Example: One Eye CLI

Let's look at an example: the CLI for One Eye. One Eye has several components, some of those are: Prometheus, Grafana, the Logging and Thanos operators, and an ingress to make the UI and Grafana dashboards accessible.

Install

You can install the logging infrastructure (the Logging operator, the Logging extensions operator), and Prometheus and Grafana preconfigured with the following command:

one-eye logging install --prometheus

Running this command creates the following configuration:

apiVersion: one-eye.banzaicloud.io/v1alpha1
kind: Observer
metadata:
  name: one-eye
spec:
  controlNamespace: default
  ingress: {}
  logging:
    extensions: {}
    operator: {}
  prometheus:
    prometheusOperatorChart: {}
  thanos: {}

The logging and extensions operators are installed with their default configurations, although they also provide several configuration options for fine tuning.

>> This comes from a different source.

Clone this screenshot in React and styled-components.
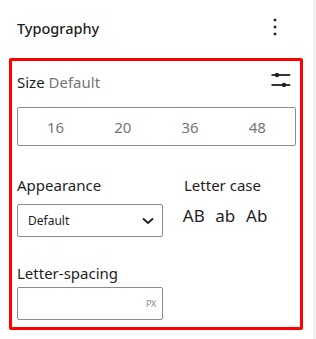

For Prometheus we leverage the prometheus-operator chart with some preconfigured defaults, which are not visible in the generated config, but available if you query the helm values using helm get values one-eye-prometheus-operator. Custom helm values can be defined using the prometheusOperatorChart.values field and will be merged on top of the defaults. The thanos and ingress components are part of the configuration, but not yet configured further, so they won't get installed.

Upgrade

Once we configured all the required components and settled on a decent setup, eventually we will have to upgrade. A future version of One Eye will contain updated versions for some - or even all - of the above components. Ideally we have nothing else to do, but download the latest One Eye CLI andrun one-eye reconcile over the previous configuration, or simply upgrade the operator if it's deployed into the cluster.

Wrapping up

The approach we described in this post builds on existing concepts and integrates them into a single tool, to make the transition from evaluation to a fully automated production setup smooth. One Eye, Backyards (now Cisco Service Mesh Manager) and Supertubes all started to converge into this direction so that we can produce a consistent and convenient user experience across all these products.